Surface engineering of Pd-based nanoparticles by gas treatment for oxygen reduction reaction

• Published in: The Korean journal of chemical engineering Vol. 37; no. 8; pp. 1360 - 1364
• Main Authors: Jeffery, A. Anto, Lee, Sang-Young, Min, Jiho, Kim, Youngjin, Lee, Seunghyun, Lee, Jin Hee, Jung, Namgee, Yoo, Sung Jong
• Format: Journal Article
• Language: English
• Published: New York Springer US 01.08.2020; Springer Nature B.V; 한국화학공학회
• Subjects: Alloy development; Alloy systems; Alloys; Atomic properties; Biotechnology; Carbon monoxide; Catalysis; Catalysts; Catalytic activity; Chemistry; Chemistry and Materials Science; Composition; Fuel cells; Gold; Industrial Chemistry/Chemical Engineering; Materials Science; Morphology; Nanoalloys; Nanoparticles; Oxygen reduction reactions; Palladium; 화학공학; Metal Alloy; Oxygen Reduction Reaction; Surface Composition; CO-induced Surface Segregation; Catalyst
• ISSN: 0256-1115; 1975-7220
• DOI: 10.1007/s11814-020-0586-2

In many catalyst systems, including fuel cell applications, control of the catalyst surface composition is important for improving activity since catalytic reactions occur only at the surface.
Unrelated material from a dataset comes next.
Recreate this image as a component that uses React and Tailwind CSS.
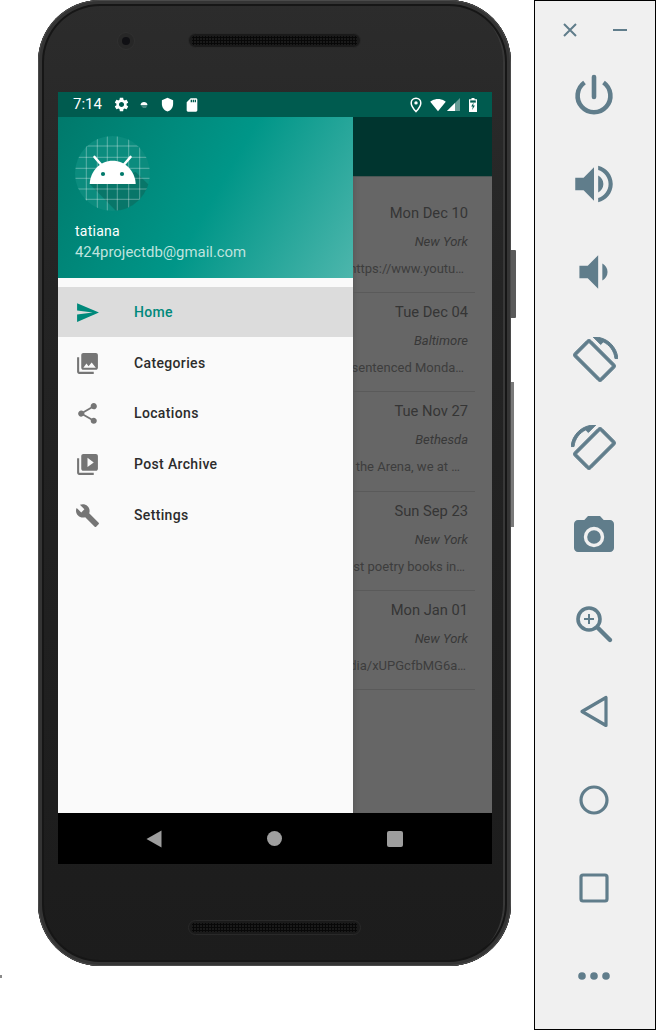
const send = "M2.01 21L23 12 2.01 3 2 10l15 2-15 2z";
const collections = "M22 16V4c0-1.1-.9-2-2-2H8c-1.1 0-2 .9-2 2v12c0 1.1.9 2 2 2h12c1.1 0 2-.9 2-2zm-11-4l2.03 2.71L16 11l4 5H8l3-4zM2 6v14c0 1.1.9 2 2 2h14v-2H4V6H2z";
const share = "M18 16.08c-.76 0-1.44.3-1.96.77L8.91 12.7c.05-.23.09-.46.09-.7s-.04-.47-.09-.7l7.05-4.11c.54.5 1.25.81 2.04.81 1.66 0 3-1.34 3-3s-1.34-3-3-3-3 1.34-3 3c0 .24.04.47.09.7L8.04 9.81C7.5 9.31 6.79 9 6 9c-1.66 0-3 1.34-3 3s1.34 3 3 3c.79 0 1.5-.31 2.04-.81l7.12 4.16c-.05.21-.08.43-.08.65 0 1.61 1.31 2.92 2.92 2.92 1.61 0 2.92-1.31 2.92-2.92s-1.31-2.92-2.92-2.92z";
const video = "M4 6H2v14c0 1.1.9 2 2 2h14v-2H4V6zm16-4H8c-1.1 0-2 .9-2 2v12c0 1.1.9 2 2 2h12c1.1 0 2-.9 2-2V4c0-1.1-.9-2-2-2zm-8 12.5v-9l6 4.5-6 4.5z";
const build = "M22.7 19l-9.1-9.1c.9-2.3.4-5-1.5-6.9-2-2-5-2.4-7.4-1.3L9 6 6 9 1.6 4.7C.4 7.1.9 10.1 2.9 12.1c1.9 1.9 4.6 2.4 6.9 1.5l9.1 9.1c.4.4 1 .4 1.4 0l2.3-2.3c.5-.4.5-1.1.1-1.4z";
const gear = "M19.14 12.94c.04-.3.06-.61.06-.94 0-.32-.02-.64-.07-.94l2.03-1.58c.18-.14.23-.41.12-.61l-1.92-3.32c-.12-.22-.37-.29-.59-.22l-2.39.96c-.5-.38-1.03-.7-1.62-.94l-.36-2.54c-.04-.24-.24-.41-.48-.41h-3.84c-.24 0-.43.17-.47.41l-.36 2.54c-.59.24-1.13.57-1.62.94l-2.39-.96c-.22-.08-.47 0-.59.22L2.74 8.87c-.12.21-.08.47.12.61l2.03 1.58c-.05.3-.09.63-.09.94s.02.64.07.94l-2.03 1.58c-.18.14-.23.41-.12.61l1.92 3.32c.12.22.37.29.59.22l2.39-.96c.5.38 1.03.7 1.62.94l.36 2.54c.05.24.24.41.48.41h3.84c.24 0 .44-.17.47-.41l.36-2.54c.59-.24 1.13-.56 1.62-.94l2.39.96c.22.08.47 0 .59-.22l1.92-3.32c.12-.22.07-.47-.12-.61l-2.01-1.58zM12 15.6c-1.98 0-3.6-1.62-3.6-3.6s1.62-3.6 3.6-3.6 3.6 1.62 3.6 3.6-1.62 3.6-3.6 3.6z";
const volUp = "M3 9v6h4l5 5V4L7 9H3zm13.5 3c0-1.77-1.02-3.29-2.5-4.03v8.05c1.48-.73 2.5-2.25 2.5-4.02zM14 3.23v2.06c2.89.86 5 3.54 5 6.71s-2.11 5.85-5 6.71v2.06c4.01-.91 7-4.49 7-8.77s-2.99-7.86-7-8.77z";
const volDown = "M18.5 12c0-1.77-1.02-3.29-2.5-4.03v8.05c1.48-.72 2.5-2.24 2.5-4.02zM5 9v6h4l5 5V4L9 9H5z";
const rotate = "M16.48 2.52c3.27 1.55 5.61 4.72 5.97 8.48h1.5C23.44 4.84 18.29 0 12 0l-.66.03 3.81 3.81 1.33-1.32zm-6.25-.77c-.59-.59-1.54-.59-2.12 0L1.75 8.11c-.59.59-.59 1.54 0 2.12l12.02 12.02c.59.59 1.54.59 2.12 0l6.36-6.36c.59-.59.59-1.54 0-2.12L10.23 1.75zm4.6 19.44L2.81 9.17l6.36-6.36 12.02 12.02-6.36 6.36z";

const menu = [
  { label: "Home", d: send, active: true },
  { label: "Categories", d: collections },
  { label: "Locations", d: share },
  { label: "Post Archive", d: video },
  { label: "Settings", d: build },
];

const rows = [
  { date: "Mon Dec 10", place: "New York", body: "https://www.youtu…", pad: "pr-[4px]" },
  { date: "Tue Dec 04", place: "Baltimore", body: "was sentenced Monda…", pad: "pr-[4px]" },
  { date: "Tue Nov 27", place: "Bethesda", body: "to the Arena, we at …", pad: "pr-[8px]" },
  { date: "Sun Sep 23", place: "New York", body: "best poetry books in…", pad: "pr-[3px]" },
  { date: "Mon Jan 01", place: "New York", body: "media/xUPGcfbMG6a…", pad: "pr-[2px]" },
];

function P({ d, size, className, stroke }) {
  return (
    <svg width={size} height={size} viewBox="0 0 24 24" className={className} fill="currentColor" stroke={stroke ? "currentColor" : "none"} strokeWidth={stroke || 0}>
      <path d={d} />
    </svg>
  );
}

function Speaker() {
  return (
    <div className="w-[173px] h-[15px] rounded-full bg-[#1a1a1a] border border-[#292929] px-[3px] py-[2px]">
      <div className="w-full h-full bg-[radial-gradient(circle,#080808_1px,transparent_1.2px)] bg-[length:3px_3px]" />
    </div>
  );
}

function Avatar() {
  const xs = [11.3, 22.3, 32.3, 42.3, 53.7, 64.7];
  const ys = [10, 21.3, 32.3, 42.3, 53, 63.3];
  return (
    <svg width="75" height="75" viewBox="0 0 75 75">
      <defs>
        <clipPath id="avatar-clip">
          <circle cx="37.5" cy="37.5" r="37.5" />
        </clipPath>
      </defs>
      <g clipPath="url(#avatar-clip)">
        <rect width="75" height="75" fill="#0b8c7e" />
        <polygon points="14.7,48 60.7,36 75,50 75,75 41,75" fill="#00312b" opacity="0.24" />
        {xs.map((x) => (
          <line key={x} x1={x} x2={x} y1="0" y2="75" stroke="#ffffff" strokeOpacity="0.42" strokeWidth="0.8" />
        ))}
        {ys.map((y) => (
          <line key={y} y1={y} y2={y} x1="0" x2="75" stroke="#ffffff" strokeOpacity="0.42" strokeWidth="0.8" />
        ))}
      </g>
      <path d="M14.7 48c.4-12.8 10.6-23.3 23-23.3s22.6 10.5 23 23.3z" fill="#ffffff" />
      <line x1="19.5" y1="21" x2="26" y2="28.5" stroke="#ffffff" strokeWidth="2.6" strokeLinecap="round" />
      <line x1="55.5" y1="21" x2="49" y2="28.5" stroke="#ffffff" strokeWidth="2.6" strokeLinecap="round" />
      <circle cx="28" cy="38" r="2.1" fill="#00796b" />
      <circle cx="47" cy="38" r="2.1" fill="#00796b" />
    </svg>
  );
}

function StatusBar() {
  return (
    <div className="h-[25px] shrink-0 bg-[#005b4f] flex items-center text-white pl-[15px] pr-[15px]">
      <span className="text-[15px] leading-none w-[40px]">7:14</span>
      <P d={gear} size={17} className="-ml-[0.5px]" />
      <svg width="10" height="10" viewBox="0 0 10 10" className="ml-[6px] mt-[1px] w-[16px]">
        <path d="M1.5 5c.2-1.9 1.7-3 3.5-3s3.3 1.1 3.5 3z" fill="#ffffff" />
        <path d="M1.5 5h7l-1.5 3h-3z" fill="#ffffff" opacity="0.28" />
      </svg>
      <P d="M12 1L3 5v6c0 5.55 3.84 10.74 9 12 5.16-1.26 9-6.45 9-12V5l-9-4z" size={15} className="ml-[8px]" />
      <P d="M18 2h-8L4.02 8 4 20c0 1.1.9 2 2 2h12c1.1 0 2-.9 2-2V4c0-1.1-.9-2-2-2zm-6 6h-2V4h2v4zm3 0h-2V4h2v4zm3 0h-2V4h2v4z" size={16} className="ml-[9px]" />
      <div className="flex-1" />
      <svg width="14" height="16" viewBox="0 0 14 16" fill="none">
        <path d="M7 1.2C4.2 1.2 2.2 3.2 2.2 5.9 2.2 9.3 7 14.6 7 14.6s4.8-5.3 4.8-8.7c0-2.7-2-4.7-4.8-4.7z" stroke="#ffffff" strokeWidth="1.5" />
        <circle cx="7" cy="5.9" r="1.7" fill="#ffffff" />
      </svg>
      <P d="M12.01 21.49L23.64 7c-.45-.34-4.93-4-11.64-4C5.28 3 .81 6.66.36 7l11.63 14.49.01.01.01-.01z" size={16} className="ml-[7px]" />
      <svg width="14" height="14" viewBox="0 0 14 14" className="ml-[1px]">
        <path d="M0 13h13V0z" fill="#ffffff" opacity="0.4" />
        <path d="M0 13h8V5z" fill="#ffffff" />
      </svg>
      <svg width="8" height="14" viewBox="0 0 8 14" className="ml-[8px]">
        <path d="M2.5 0h3v1.2H8V14H0V1.2h2.5z" fill="#ffffff" />
        <rect x="1.2" y="2.4" width="5.6" height="2.2" fill="#005b4f" />
        <path d="M4.6 4.6L2.2 8.6h1.6L3.2 12l2.7-4.4H4.2z" fill="#005b4f" />
      </svg>
    </div>
  );
}

function Drawer() {
  return (
    <div className="w-[295px] shrink-0 bg-[#fafafa] flex flex-col">
      <div className="h-[161px] shrink-0 flex flex-col pl-[17px] pt-[19px] bg-[linear-gradient(120deg,#00796b_0%,#009688_52%,#4db6ac_100%)]">
        <Avatar />
        <div className="mt-[10px] text-[14px] leading-[20px] tracking-[0.25px] text-white">tatiana</div>
        <div className="mt-[1px] text-[14.9px] leading-[20px] text-[#bfe3de]">424projectdb@gmail.com</div>
      </div>
      <div className="pt-[9px] flex flex-col">
        {menu.map((m) => (
          <div
            key={m.label}
            className={
              m.active
                ? "h-[50px] mb-[0.7px] flex items-center pl-[17px] bg-[#dcdcdc] text-[#00897b]"
                : "h-[50.7px] flex items-center pl-[17px] text-[#2c2c2c]"
            }
          >
            <P d={m.d} size={25} className={m.active ? "text-[#00897b]" : "text-[#757575]"} />
            <span className="ml-[34px] text-[14px] tracking-[0.35px] font-medium">{m.label}</span>
          </div>
        ))}
      </div>
    </div>
  );
}

function ListPane() {
  return (
    <div className="flex-1 min-w-0 flex flex-col bg-[#666666] shadow-[inset_6px_0_6px_-5px_rgba(0,0,0,0.15)]">
      <div className="h-[60px] shrink-0 bg-[#00352f] border-b border-[#4a5654]" />
      <div className="pt-[16.7px] pr-[17px] flex flex-col">
        {rows.map((r) => (
          <div key={r.date} className="h-[99.3px] pt-[8px] border-b border-[#5a5a5a] flex flex-col overflow-hidden">
            <div className="h-[22px] pr-[7px] text-right text-[14.7px] leading-[22px] text-[#353535] whitespace-nowrap">{r.date}</div>
            <div className="mt-[8px] h-[20px] pr-[7px] text-right text-[13px] leading-[20px] italic text-[#383838] whitespace-nowrap">{r.place}</div>
            <div className="mt-[7px] h-[20px] pr-[7px] flex justify-end overflow-hidden">
              <span className={"shrink-0 text-[13px] leading-[20px] text-[#3d3d3d] whitespace-nowrap " + r.pad}>{r.body}</span>
            </div>
          </div>
        ))}
      </div>
    </div>
  );
}

function NavBar() {
  return (
    <div className="h-[51px] shrink-0 bg-black flex items-center pl-[88px]">
      <svg width="16" height="18" viewBox="0 0 16 18" fill="#9e9e9e">
        <path d="M15.5 0.5v17L0.5 9z" />
      </svg>
      <div className="ml-[105px] w-[15px] h-[15px] rounded-full bg-[#9e9e9e]" />
      <div className="ml-[105px] w-[16px] h-[16px] rounded-[2px] bg-[#9e9e9e]" />
    </div>
  );
}

function Phone() {
  return (
    <div className="relative ml-[38px] w-[473px] h-[966px] shrink-0 rounded-[62px] flex flex-col pl-[20px] bg-[linear-gradient(180deg,#2c2c2c_0%,#242424_30%,#1c1c1c_100%)] shadow-[inset_0_0_0_1px_#4a4a4a,inset_0_0_0_4px_#343434,inset_0_0_0_6px_#161616,inset_-8px_0_0_#383838]">
      <div className="absolute right-[-5px] top-[250px] w-[5px] h-[68px] bg-[#5a5a5a] rounded-r-[1px]" />
      <div className="absolute right-[-3px] top-[382px] w-[3px] h-[145px] bg-[#7a7a7a]" />
      <div className="absolute left-[79px] top-[32px] w-[18px] h-[18px] rounded-full bg-[#272727] border border-[#303030] flex items-center justify-center">
        <div className="w-[8px] h-[8px] rounded-full bg-[#101014]" />
      </div>
      <div className="h-[92px] shrink-0 pl-[130px] pt-[33px]">
        <Speaker />
      </div>
      <div className="w-[434px] h-[772px] shrink-0 flex flex-col overflow-hidden">
        <StatusBar />
        <div className="flex-1 min-h-0 flex">
          <Drawer />
          <ListPane />
        </div>
        <NavBar />
      </div>
      <div className="pl-[130px] pt-[56px]">
        <Speaker />
      </div>
    </div>
  );
}

function Tool({ children }) {
  return <div className="h-[88px] w-full shrink-0 flex items-center justify-center pr-[2px]">{children}</div>;
}

function SidePanel() {
  return (
    <div className="ml-[23px] w-[122px] h-[1030px] shrink-0 border border-black bg-[#f0f0f0] flex flex-col text-[#607d8b]">
      <div className="h-[51px] shrink-0 flex items-start pt-[20px] pl-[26px]">
        <svg width="18" height="18" viewBox="0 0 18 18" stroke="currentColor" strokeWidth="2" fill="none">
          <path d="M3 3l12 12M15 3L3 15" />
        </svg>
        <div className="ml-[34px] mt-[8px] w-[14px] h-[2px] bg-[#607d8b]" />
      </div>
      <Tool>
        <svg width="48" height="48" viewBox="0 0 48 48" fill="none" stroke="currentColor" strokeWidth="4.6">
          <path d="M33.5 10.500A16.4 16.4 0 1 1 14.500 10.500" />
          <path d="M24 5v20" strokeLinecap="round" />
        </svg>
      </Tool>
      <Tool><P d={volUp} size={50} /></Tool>
      <Tool><P d={volDown} size={50} /></Tool>
      <Tool><P d={rotate} size={47} stroke={0.5} /></Tool>
      <Tool><P d={rotate} size={47} stroke={0.5} className="-scale-x-100" /></Tool>
      <Tool>
        <svg width="48" height="48" viewBox="0 0 48 48">
          <path d="M18 4l-3.700 4H8c-2.200 0-4 1.800-4 4v24c0 2.200 1.800 4 4 4h32c2.200 0 4-1.800 4-4V12c0-2.200-1.800-4-4-4h-6.300L30 4z" fill="currentColor" />
          <circle cx="24" cy="25" r="8.500" fill="none" stroke="#f0f0f0" strokeWidth="3.400" />
        </svg>
      </Tool>
      <Tool>
        <svg width="44" height="44" viewBox="0 0 44 44" fill="none" stroke="currentColor">
          <circle cx="17" cy="17" r="11" strokeWidth="3.600" />
          <path d="M17 12v10M12 17h10" strokeWidth="2" />
          <path d="M26 26l12 12" strokeWidth="4.400" strokeLinecap="round" />
        </svg>
      </Tool>
      <Tool>
        <svg width="44" height="44" viewBox="0 0 44 44" fill="none" stroke="currentColor" strokeWidth="3.200" strokeLinejoin="round">
          <path d="M34 7.500v28L10 21.500z" />
        </svg>
      </Tool>
      <Tool>
        <svg width="44" height="44" viewBox="0 0 44 44" fill="none" stroke="currentColor" strokeWidth="3.200">
          <circle cx="22" cy="22" r="13" />
        </svg>
      </Tool>
      <Tool>
        <svg width="44" height="44" viewBox="0 0 44 44" fill="none" stroke="currentColor" strokeWidth="3.200">
          <rect x="9" y="9" width="26" height="26" rx="2" />
        </svg>
      </Tool>
      <Tool>
        <svg width="44" height="44" viewBox="0 0 44 44" fill="currentColor">
          <circle cx="10" cy="22" r="3.800" />
          <circle cx="22" cy="22" r="3.800" />
          <circle cx="34" cy="22" r="3.800" />
        </svg>
      </Tool>
    </div>
  );
}

export default function App() {
  return (
    <div className="relative w-[656px] h-[1030px] overflow-hidden bg-white font-['Roboto',sans-serif] flex items-start">
      <Phone />
      <SidePanel />
      <div className="absolute left-0 top-[975px] w-[2px] h-[3px] bg-[#8a8a8a]" />
    </div>
  );
}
However, it is very difficult to modify the surface composition without changing the morphology of metal nanoparticles. Herein, carbon-supported Pd 3 Au 1 nanoparticles with uniform size and distribution are fabricated by tert-butylamine reduction method. Pd or Au surface segregation is induced by simply heating as-prepared Pd 3 Au 1 nanoparticles under CO or Ar atmosphere, respectively. Especially, CO-induced Pd surface segregation allows the alloy nanoparticles to have a Pd-rich surface, which is attributed to the strong CO binding energy of Pd. To demonstrate the change in surface composition of Pd 3 Au 1 alloy catalyst with the annealing gas species, the oxygen reduction reaction performance is investigated and consequently, Pd 3 Au 1 catalyst with the highest number of surface Pd atoms indicates excellent catalytic activity. Therefore, the present work provides insights into the development of metal-based alloys with optimum structures and surface compositions for various catalytic systems.